The Tuckahoe shipyard has a rail track that can pull a single enormous boat out of the water. But the rail system has room for only one vessel. The busy shipyard typically works on 10 boats at a time using its smaller 200-ton lift, Yank said.

“The new marine travel lift will allow us to do multiple boats,” he said.

Yank, 73, of Upper Township, grew up working on boats after school in Petersburg. He learned the trade from a father-son duo of naval architects. He opened his business in 1967 with a small garage on the Tuckahoe River.

Today, he employs 54 people in a business that both repairs boats and builds many of its own, including tourism speedboats and charter fishing vessels.

The shipyard currently is refitting two New York Waterway ferries with new engines, carpeting and windows. Yank is doing work on Sea Dog, a scallop boat from Barnegat Light, and it recently started work on the construction of a new 150-passenger party boat.

The company bought the towering $1.8 million lift a year ago using a $961,676 grant from the U.S. Department of Transportation’s Maritime Administration.

The agency awarded $10 million in grants in 2010 to 13 shipyards for new cranes and other equipment designed to keep America’s commercial fleet afloat. Shipyards employ 50,000 people in 30 states in the United States.

The agency received 118 grant applications in 2010 from across the country.

Yank credited his wife, Bette Jean Yank, and employee Peg O’Boyle with writing the winning grant application.

“We had been applying for the grant for the last five years. Our grant application had the highest score of anyone,” Yank said.

Cape May is the second-most lucrative fishing port on the East Coast. Gregory DiDomenico, spokesman for the Garden State Seafood Association, said support industries such as Yank Marine make this possible.

“The industry relies upon various support businesses, and we all complement each other to keep the coastal economy viable,” he said.

Yank Marine plans to move its 200-ton lift to its Dorchester boatyard on the Maurice River in Cumberland County.

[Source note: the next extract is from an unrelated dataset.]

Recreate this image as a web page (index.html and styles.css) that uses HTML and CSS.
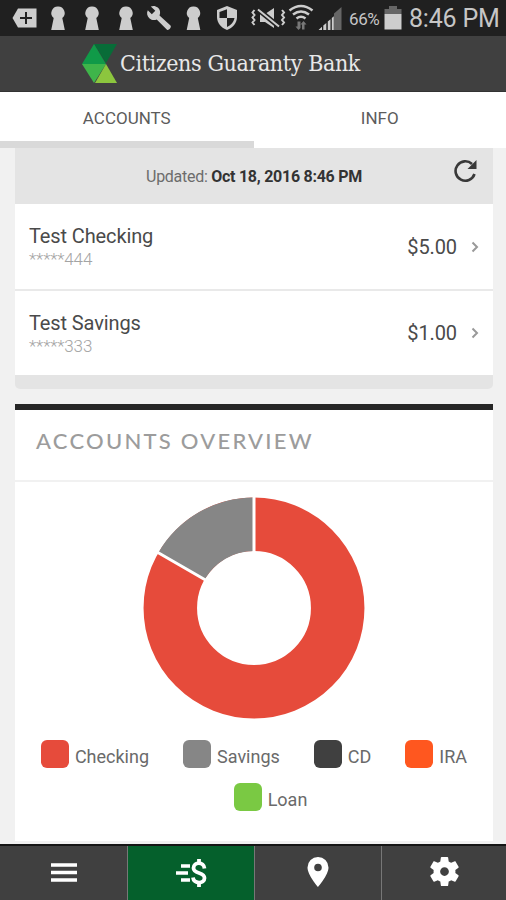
FILE: index.html
```html
<!DOCTYPE html>
<html lang="en">
<head>
<meta charset="utf-8">
<title>Citizens Guaranty Bank</title>
<link rel="stylesheet" href="styles.css">
</head>
<body>
<div class="status">
  <svg class="status-icons" width="345" height="36" viewBox="0 0 345 36" fill="#cdcdcd">
    <defs><path id="key" d="M8 0a6.500 6.500 0 0 1 4.300 11.500L14.800 23.500H1.200L3.700 11.500A6.500 6.500 0 0 1 8 0z"/></defs>
    <path d="M18 8.500h18.500v19H18l-5.500-9.500z"/>
    <path d="M26 12v12M20 18h12" stroke="#222" stroke-width="2"/>
    <use href="#key" x="50" y="6.500"/><use href="#key" x="84" y="6.500"/><use href="#key" x="118" y="6.500"/>
    <path d="M170.500 25.500 159.500 15.500c1.300-3 .5-6-1.700-7.900-2.200-2-5-2.100-7-1.100l4.500 4.200-3.500 3.600-4-4c-1.500 3-.6 6 1.500 7.900 2.200 2 5 2.300 7.400 1.300l10.300 10.200c1.500 1.200 5-2.400 3.500-4.200z"/>
    <use href="#key" x="185.500" y="6.500"/>
    <path d="M227 6l10 4v7c0 6-4.300 11-10 13-5.700-2-10-7-10-13v-7z"/>
    <path d="M227 9.300V18h7.500c-.8 4.200-3.700 7.500-7.500 9V18h-7.500v-6z" fill="#222"/>
    <path d="M260 14h5l9-6v20l-9-6h-5z"/>
    <path d="M257.500 9l22 18" stroke="#222" stroke-width="5"/>
    <path d="M258 9.500l21 17M254.500 10l-2 2.500 2 2.500-2 2.500 2 2.500-2 2.500 2 2.500M282 10l2 2.500-2 2.500 2 2.500-2 2.500 2 2.500-2 2.500" stroke="#cdcdcd" stroke-width="2" fill="none"/>
    <path d="M289.500 10.500q11.500-9 23 0M293 14.500q8-6 16 0M296.500 18.500q4.500-3.500 9 0" stroke="#cdcdcd" stroke-width="2.500" fill="none"/>
    <path d="M297.500 21.500v5h-2l3 3.500 2-2v-6.500zM302 29.500v-5h-1.500l3-3.500 3 3.500h-2v5z" fill="#777"/>
    <path d="M334 13.500 341.500 7v23H334z" fill="#666"/>
    <path d="M318.500 30l3.500-3.200V30zM323.300 30v-4.500l3-2.600V30zM327.800 30v-8.500l2.700-2.300V30zM331.800 30V18l2-1.800V30z"/>
  </svg>
  <span class="percent">66%</span>
  <svg class="battery" width="18" height="24" viewBox="0 0 18 24"><path d="M5 0h8v3h4.500v5H.5V3H5z" fill="#666"/><path d="M.5 8h17v15.500H.5z" fill="#cdcdcd"/></svg>
  <span class="clock">8:46 PM</span>
</div>
<header class="brand">
  <svg width="36" height="42" viewBox="0 0 36 42"><path d="M12 1h23L24 20z" fill="#086c38"/><path d="M12 1 0 21h24z" fill="#109a48"/><path d="M0 21h24L12 40z" fill="#3fb54a"/><path d="M24 21 35 40H13z" fill="#8cc63e"/></svg>
  <span class="wordmark">Citizens Guaranty Bank</span>
</header>
<nav class="tabs"><div class="tab active">ACCOUNTS</div><div class="tab">INFO</div></nav>
<main>
  <section class="accounts">
    <div class="updated"><span>Updated: <b>Oct 18, 2016 8:46 PM</b></span>
      <svg class="refresh" width="24" height="24" viewBox="0 0 24 24"><path d="M21.500 15A9.700 9.700 0 1 1 19 5" fill="none" stroke="#393939" stroke-width="2.600"/><path d="M23.500 1v9h-9z" fill="#393939"/></svg>
    </div>
    <div class="row"><div><div class="name">Test Checking</div><div class="number">*****444</div></div><span class="amount">$5.00</span><svg width="8" height="12" viewBox="0 0 8 12"><path d="M1.500 1.500 6 6l-4.500 4.500" fill="none" stroke="#999" stroke-width="2"/></svg></div>
    <div class="row"><div><div class="name">Test Savings</div><div class="number">*****333</div></div><span class="amount">$1.00</span><svg width="8" height="12" viewBox="0 0 8 12"><path d="M1.500 1.500 6 6l-4.500 4.500" fill="none" stroke="#999" stroke-width="2"/></svg></div>
  </section>
  <section class="overview">
    <h2>ACCOUNTS OVERVIEW</h2>
    <svg class="chart" width="224" height="224" viewBox="-112 -112 224 224">
      <circle r="83.700" fill="none" stroke="#e64b3b" stroke-width="53.500"/>
      <path d="M0-110.500A110.500 110.500 0 0 0-95.700-55.250L-49.400-28.500A57 57 0 0 1 0-57z" fill="#868686"/>
      <path d="M0-112v56M-97-56l48.500 28" stroke="#fff" stroke-width="3"/>
    </svg>
    <div class="legend">
      <span class="item"><i class="swatch checking"></i>Checking</span>
      <span class="item"><i class="swatch savings"></i>Savings</span>
      <span class="item"><i class="swatch cd"></i>CD</span>
      <span class="item"><i class="swatch ira"></i>IRA</span>
      <span class="item last"><i class="swatch loan"></i>Loan</span>
    </div>
  </section>
</main>
<nav class="bottom">
  <div class="cell"><svg width="28" height="20" viewBox="0 0 28 20"><path d="M1 2h26M1 9.500h26M1 17h26" stroke="#fff" stroke-width="3.500"/></svg></div>
  <div class="cell selected"><svg width="32" height="30" viewBox="0 0 32 30" fill="none" stroke="#fff"><path d="M6 8h9M1 15h12M6 22h9" stroke-width="3.500"/><path d="M29.500 10.500C29 3.500 18.500 3.500 18.500 10c0 6.500 11 3.500 11 10 0 6.500-11 6-11.500-.5M24 1v4.500M24 24.500V29" stroke-width="3.800"/></svg></div>
  <div class="cell"><svg class="pin" width="22" height="30" viewBox="0 0 22 30"><path d="M11 0A10.500 10.500 0 0 0 .5 10.500C.5 18 11 30 11 30s10.500-12 10.500-19.500A10.500 10.500 0 0 0 11 0zm0 14.300a3.800 3.800 0 1 1 0-7.600 3.800 3.800 0 0 1 0 7.600z" fill="#fff"/></svg></div>
  <div class="cell"><svg class="gear" width="35" height="35" viewBox="0 0 24 24"><path fill="#fff" d="M19.430 12.980c.04-.32.07-.64.07-.98s-.03-.66-.07-.98l2.110-1.650c.19-.15.24-.42.12-.64l-2-3.460c-.12-.22-.39-.3-.61-.22l-2.490 1c-.52-.4-1.080-.73-1.690-.98l-.38-2.650A.488.488 0 0 0 14 2h-4c-.25 0-.46.18-.49.42l-.38 2.650c-.61.25-1.170.59-1.690.98l-2.490-1c-.23-.09-.49 0-.61.22l-2 3.460c-.13.22-.07.49.12.64l2.110 1.650c-.04.32-.07.65-.07.98s.03.66.07.98l-2.110 1.650c-.19.15-.24.42-.12.64l2 3.460c.12.22.39.3.61.22l2.490-1c.52.4 1.080.73 1.690.98l.38 2.650c.03.24.24.42.49.42h4c.25 0 .46-.18.49-.42l.38-2.650c.61-.25 1.170-.59 1.690-.98l2.490 1c.23.09.49 0 .61-.22l2-3.460c.12-.22.07-.49-.12-.64zM12 15a3 3 0 1 1 0-6 3 3 0 0 1 0 6z"/></svg></div>
</nav>
</body>
</html>
```
FILE: styles.css
```css
* { box-sizing: border-box; }
body { margin: 0; width: 506px; height: 900px; overflow: hidden; display: flex; flex-direction: column; background: #f1f1f1; color: #4a4a4a; font-family: Roboto, sans-serif; }
svg { display: block; flex: none; }
.status { height: 36px; flex: none; display: flex; background: #202020; color: #c6c6c6; white-space: nowrap; }
.percent { width: 35px; margin-left: 4px; font-size: 17px; line-height: 38px; letter-spacing: -.4px; }
.battery { margin-top: 6px; }
.clock { margin-left: 7px; font-size: 25px; line-height: 37px; letter-spacing: -.2px; }
.brand { height: 56px; flex: none; display: flex; align-items: center; padding-left: 82px; background: #404040; border-bottom: 1px solid #333; }
.wordmark { margin: -2px 0 0 2px; color: #e8e8e8; font: 23px/30px "DejaVu Serif Condensed", "DejaVu Serif", serif; letter-spacing: -.4px; white-space: nowrap; }
.tabs { height: 56px; flex: none; display: flex; background: #fff; }
.tab { width: 253px; text-align: center; font-size: 17px; line-height: 53px; color: #5c5c5c; }
.tab.active { width: 254px; border-bottom: 7px solid #d9d9d9; }
main { flex: 1; padding: 0 13px 3px 15px; display: flex; flex-direction: column; }
.accounts { height: 241px; flex: none; background: #e4e4e4; border-radius: 0 0 5px 5px; }
.updated { position: relative; height: 56px; text-align: center; font-size: 16px; line-height: 57px; letter-spacing: -.27px; color: #6c6c6c; }
.updated b { color: #333; font-weight: 700; }
.refresh { position: absolute; right: 16px; top: 11px; }
.row { height: 85px; display: flex; align-items: center; padding: 0 14px; background: #fff; }
.row + .row { height: 86px; border-top: 2px solid #e9e9e9; }
.row .amount { margin-left: auto; margin-right: 14px; font-size: 20px; letter-spacing: -.1px; }
.name { padding-top: 1px; font-size: 20px; line-height: 24px; letter-spacing: -.12px; }
.number { font-size: 17px; line-height: 22px; color: #a4a4a4; font-weight: 300; letter-spacing: -.15px; }
.overview { flex: 1; margin-top: 15px; background: #fff; border-top: 6px solid #262626; }
h2 { margin: 0; height: 72px; padding-left: 21px; border-bottom: 2px solid #f1f1f1; color: #9c9c9c; font: 500 22px/62px Lato, sans-serif; letter-spacing: 2.250px; }
.chart { margin: 14px 0 0 127px; }
.legend { display: flex; flex-wrap: wrap; justify-content: center; column-gap: 34px; row-gap: 15px; margin-top: 20px; font-size: 18px; color: #6a6a6a; }
.item { display: flex; height: 28px; line-height: 34px; }
.item.last { margin-left: 33px; }
.swatch { width: 28px; height: 28px; margin-right: 6px; border-radius: 6px; }
.checking { background: #e64b3b; } .savings { background: #868686; } .cd { background: #404040; } .ira { background: #ff571f; } .loan { background: #7ac943; }
.bottom { height: 56px; flex: none; display: flex; background: #404040; border-top: 2px solid #151515; }
.cell { flex: 0 0 127px; display: flex; align-items: center; justify-content: center; border-right: 1px solid #777; }
.cell:first-child { flex-basis: 128px; }
.cell:last-child { flex: 1; border: 0; }
.selected { background: #05602c; }
.pin { margin-top: -3px; }
.gear { margin-top: -3px; }
```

The new equipment is expected to open up new business opportunities for both boatyards, he said.

“We’ll hire 20 or 25 people more for that yard and probably with this big lift get another 15 people here,” he said.

Eventually, the company plans to perform all of its biggest jobs at its Maurice River Township boatyard, which is more accessible than the Tuckahoe site that’s upstream from four bridges.

Next year, the company will pursue a 600-ton boat lift for its Dorchester yard that will enable it to work on even bigger vessels.